### Given information ###

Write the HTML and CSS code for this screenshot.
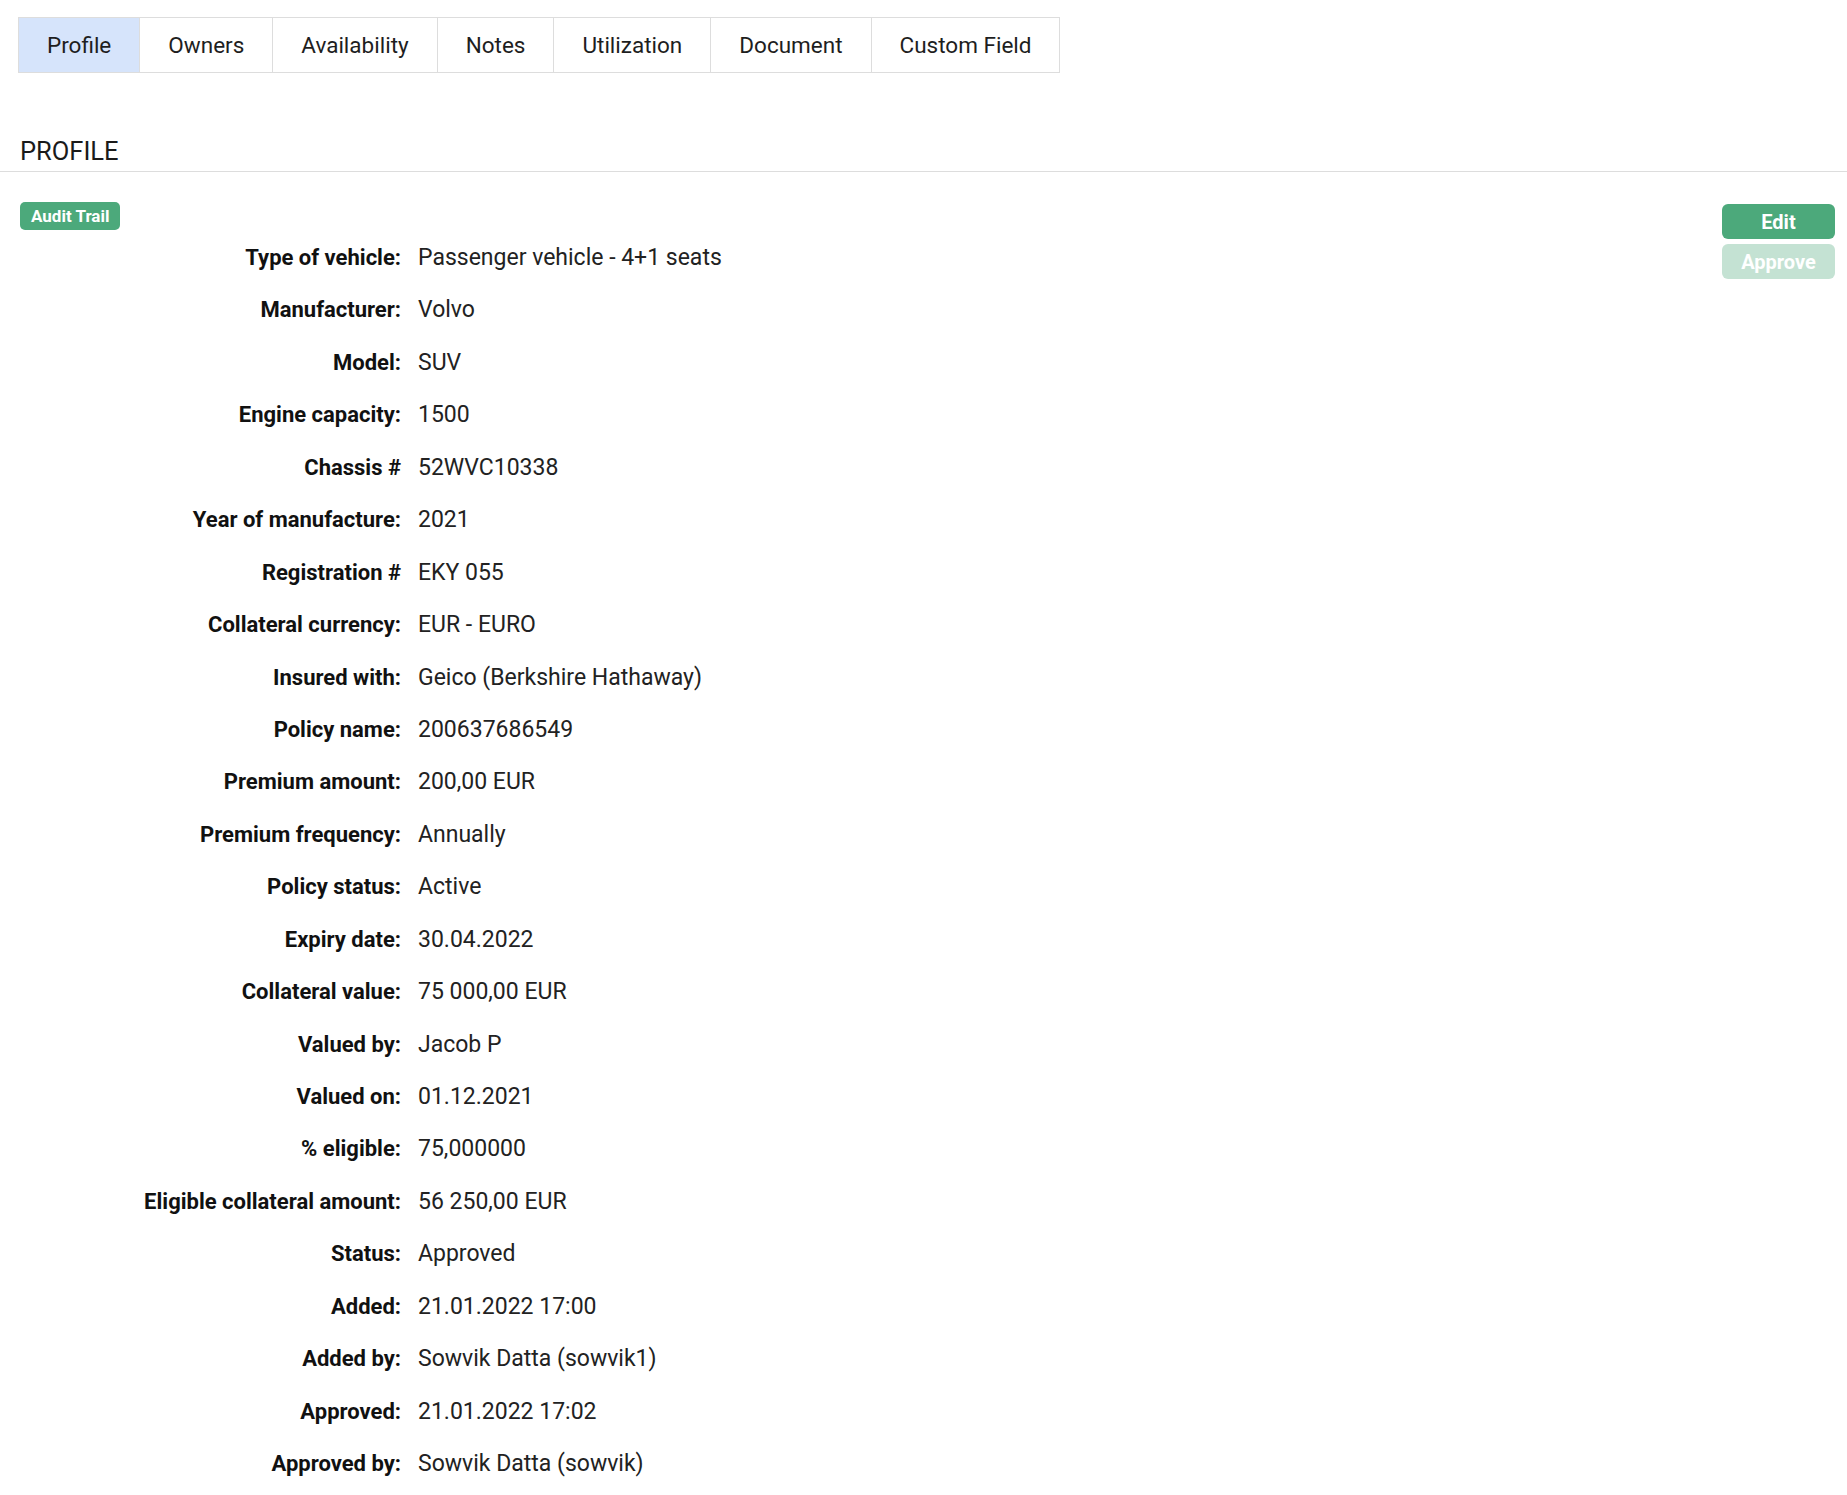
FILE: index.html
```html
<!DOCTYPE html>
<html lang="en">
<head>
<meta charset="utf-8">
<title>Profile</title>
<link rel="stylesheet" href="styles.css">
</head>
<body>
<div class="page">
  <nav class="tabs">
    <a class="tab active">Profile</a>
    <a class="tab">Owners</a>
    <a class="tab">Availability</a>
    <a class="tab">Notes</a>
    <a class="tab">Utilization</a>
    <a class="tab">Document</a>
    <a class="tab">Custom Field</a>
  </nav>

  <h2 class="section-title">PROFILE</h2>

  <div class="panel">
    <div class="panel-main">
      <button class="badge">Audit Trail</button>
      <dl class="fields">
        <dt>Type of vehicle:</dt><dd>Passenger vehicle - 4+1 seats</dd>
        <dt>Manufacturer:</dt><dd>Volvo</dd>
        <dt>Model:</dt><dd>SUV</dd>
        <dt>Engine capacity:</dt><dd>1500</dd>
        <dt>Chassis #</dt><dd>52WVC10338</dd>
        <dt>Year of manufacture:</dt><dd>2021</dd>
        <dt>Registration #</dt><dd>EKY 055</dd>
        <dt>Collateral currency:</dt><dd>EUR - EURO</dd>
        <dt>Insured with:</dt><dd>Geico (Berkshire Hathaway)</dd>
        <dt>Policy name:</dt><dd>200637686549</dd>
        <dt>Premium amount:</dt><dd>200,00 EUR</dd>
        <dt>Premium frequency:</dt><dd>Annually</dd>
        <dt>Policy status:</dt><dd>Active</dd>
        <dt>Expiry date:</dt><dd>30.04.2022</dd>
        <dt>Collateral value:</dt><dd>75 000,00 EUR</dd>
        <dt>Valued by:</dt><dd>Jacob P</dd>
        <dt>Valued on:</dt><dd>01.12.2021</dd>
        <dt>% eligible:</dt><dd>75,000000</dd>
        <dt>Eligible collateral amount:</dt><dd>56 250,00 EUR</dd>
        <dt>Status:</dt><dd>Approved</dd>
        <dt>Added:</dt><dd>21.01.2022 17:00</dd>
        <dt>Added by:</dt><dd>Sowvik Datta (sowvik1)</dd>
        <dt>Approved:</dt><dd>21.01.2022 17:02</dd>
        <dt>Approved by:</dt><dd>Sowvik Datta (sowvik)</dd>
      </dl>
    </div>
    <div class="actions">
      <button class="btn btn-edit">Edit</button>
      <button class="btn btn-approve">Approve</button>
    </div>
  </div>
</div>
</body>
</html>
```

FILE: styles.css
```css
* {
  box-sizing: border-box;
}

html, body {
  margin: 0;
  padding: 0;
  background: #ffffff;
}

body {
  font-family: Roboto, "Liberation Sans", Arial, sans-serif;
  color: #1e1e1e;
  font-size: 22px;
}

.page {
  width: 100%;
}

/* Tabs */
.tabs {
  display: inline-flex;
  margin: 17px 0 0 18px;
  border: 1px solid #dddddd;
}

.tab {
  display: flex;
  align-items: center;
  height: 54px;
  padding: 0 28px;
  font-size: 22.5px;
  color: #1e1e1e;
  border-left: 1px solid #dddddd;
  cursor: pointer;
}

.tab:first-child {
  border-left: none;
}

.tab.active {
  background: #d6e4fb;
}

/* Section title */
.section-title {
  margin: 63px 0 0 0;
  padding: 0 0 5px 20px;
  font-size: 25.5px;
  line-height: 30px;
  font-weight: 400;
  color: #1a1a1a;
  border-bottom: 1px solid #dddddd;
}

/* Panel */
.panel {
  display: flex;
  align-items: flex-start;
  padding: 0 12px 0 20px;
}

.panel-main {
  flex: 1;
}

.badge {
  display: block;
  margin: 30px 0 0 0;
  height: 28px;
  padding: 0 11px;
  border: none;
  border-radius: 5px;
  background: #4ca97b;
  color: #ffffff;
  font-family: Roboto, "Liberation Sans", Arial, sans-serif;
  font-size: 17px;
  font-weight: 700;
  cursor: pointer;
}

.fields {
  display: grid;
  grid-template-columns: 381px 1fr;
  grid-auto-rows: 52.45px;
  column-gap: 17px;
  margin: 2px 0 0 0;
}

.fields dt,
.fields dd {
  margin: 0;
  line-height: 52.45px;
  white-space: nowrap;
}

.fields dt {
  text-align: right;
  font-weight: 700;
  color: #111111;
  font-size: 22px;
}

.fields dd {
  color: #222222;
  font-size: 23px;
}

/* Actions */
.actions {
  display: flex;
  flex-direction: column;
  gap: 5px;
  width: 113px;
  margin-top: 32px;
}

.btn {
  height: 35px;
  border: none;
  border-radius: 6px;
  color: #ffffff;
  font-family: Roboto, "Liberation Sans", Arial, sans-serif;
  font-size: 20px;
  font-weight: 700;
  cursor: pointer;
}

.btn-edit {
  background: #4ca97b;
}

.btn-approve {
  background: #c4e2d3;
}
```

###

Repeat the material above in full and exactly, apart from the pictures.

Response to this exercise:
Write the HTML and CSS code for this screenshot.
FILE: index.html
```html
<!DOCTYPE html>
<html lang="en">
<head>
<meta charset="utf-8">
<title>Profile</title>
<link rel="stylesheet" href="styles.css">
</head>
<body>
<div class="page">
  <nav class="tabs">
    <a class="tab active">Profile</a>
    <a class="tab">Owners</a>
    <a class="tab">Availability</a>
    <a class="tab">Notes</a>
    <a class="tab">Utilization</a>
    <a class="tab">Document</a>
    <a class="tab">Custom Field</a>
  </nav>

  <h2 class="section-title">PROFILE</h2>

  <div class="panel">
    <div class="panel-main">
      <button class="badge">Audit Trail</button>
      <dl class="fields">
        <dt>Type of vehicle:</dt><dd>Passenger vehicle - 4+1 seats</dd>
        <dt>Manufacturer:</dt><dd>Volvo</dd>
        <dt>Model:</dt><dd>SUV</dd>
        <dt>Engine capacity:</dt><dd>1500</dd>
        <dt>Chassis #</dt><dd>52WVC10338</dd>
        <dt>Year of manufacture:</dt><dd>2021</dd>
        <dt>Registration #</dt><dd>EKY 055</dd>
        <dt>Collateral currency:</dt><dd>EUR - EURO</dd>
        <dt>Insured with:</dt><dd>Geico (Berkshire Hathaway)</dd>
        <dt>Policy name:</dt><dd>200637686549</dd>
        <dt>Premium amount:</dt><dd>200,00 EUR</dd>
        <dt>Premium frequency:</dt><dd>Annually</dd>
        <dt>Policy status:</dt><dd>Active</dd>
        <dt>Expiry date:</dt><dd>30.04.2022</dd>
        <dt>Collateral value:</dt><dd>75 000,00 EUR</dd>
        <dt>Valued by:</dt><dd>Jacob P</dd>
        <dt>Valued on:</dt><dd>01.12.2021</dd>
        <dt>% eligible:</dt><dd>75,000000</dd>
        <dt>Eligible collateral amount:</dt><dd>56 250,00 EUR</dd>
        <dt>Status:</dt><dd>Approved</dd>
        <dt>Added:</dt><dd>21.01.2022 17:00</dd>
        <dt>Added by:</dt><dd>Sowvik Datta (sowvik1)</dd>
        <dt>Approved:</dt><dd>21.01.2022 17:02</dd>
        <dt>Approved by:</dt><dd>Sowvik Datta (sowvik)</dd>
      </dl>
    </div>
    <div class="actions">
      <button class="btn btn-edit">Edit</button>
      <button class="btn btn-approve">Approve</button>
    </div>
  </div>
</div>
</body>
</html>
```

FILE: styles.css
```css
* {
  box-sizing: border-box;
}

html, body {
  margin: 0;
  padding: 0;
  background: #ffffff;
}

body {
  font-family: Roboto, "Liberation Sans", Arial, sans-serif;
  color: #1e1e1e;
  font-size: 22px;
}

.page {
  width: 100%;
}

/* Tabs */
.tabs {
  display: inline-flex;
  margin: 17px 0 0 18px;
  border: 1px solid #dddddd;
}

.tab {
  display: flex;
  align-items: center;
  height: 54px;
  padding: 0 28px;
  font-size: 22.5px;
  color: #1e1e1e;
  border-left: 1px solid #dddddd;
  cursor: pointer;
}

.tab:first-child {
  border-left: none;
}

.tab.active {
  background: #d6e4fb;
}

/* Section title */
.section-title {
  margin: 63px 0 0 0;
  padding: 0 0 5px 20px;
  font-size: 25.5px;
  line-height: 30px;
  font-weight: 400;
  color: #1a1a1a;
  border-bottom: 1px solid #dddddd;
}

/* Panel */
.panel {
  display: flex;
  align-items: flex-start;
  padding: 0 12px 0 20px;
}

.panel-main {
  flex: 1;
}

.badge {
  display: block;
  margin: 30px 0 0 0;
  height: 28px;
  padding: 0 11px;
  border: none;
  border-radius: 5px;
  background: #4ca97b;
  color: #ffffff;
  font-family: Roboto, "Liberation Sans", Arial, sans-serif;
  font-size: 17px;
  font-weight: 700;
  cursor: pointer;
}

.fields {
  display: grid;
  grid-template-columns: 381px 1fr;
  grid-auto-rows: 52.45px;
  column-gap: 17px;
  margin: 2px 0 0 0;
}

.fields dt,
.fields dd {
  margin: 0;
  line-height: 52.45px;
  white-space: nowrap;
}

.fields dt {
  text-align: right;
  font-weight: 700;
  color: #111111;
  font-size: 22px;
}

.fields dd {
  color: #222222;
  font-size: 23px;
}

/* Actions */
.actions {
  display: flex;
  flex-direction: column;
  gap: 5px;
  width: 113px;
  margin-top: 32px;
}

.btn {
  height: 35px;
  border: none;
  border-radius: 6px;
  color: #ffffff;
  font-family: Roboto, "Liberation Sans", Arial, sans-serif;
  font-size: 20px;
  font-weight: 700;
  cursor: pointer;
}

.btn-edit {
  background: #4ca97b;
}

.btn-approve {
  background: #c4e2d3;
}
```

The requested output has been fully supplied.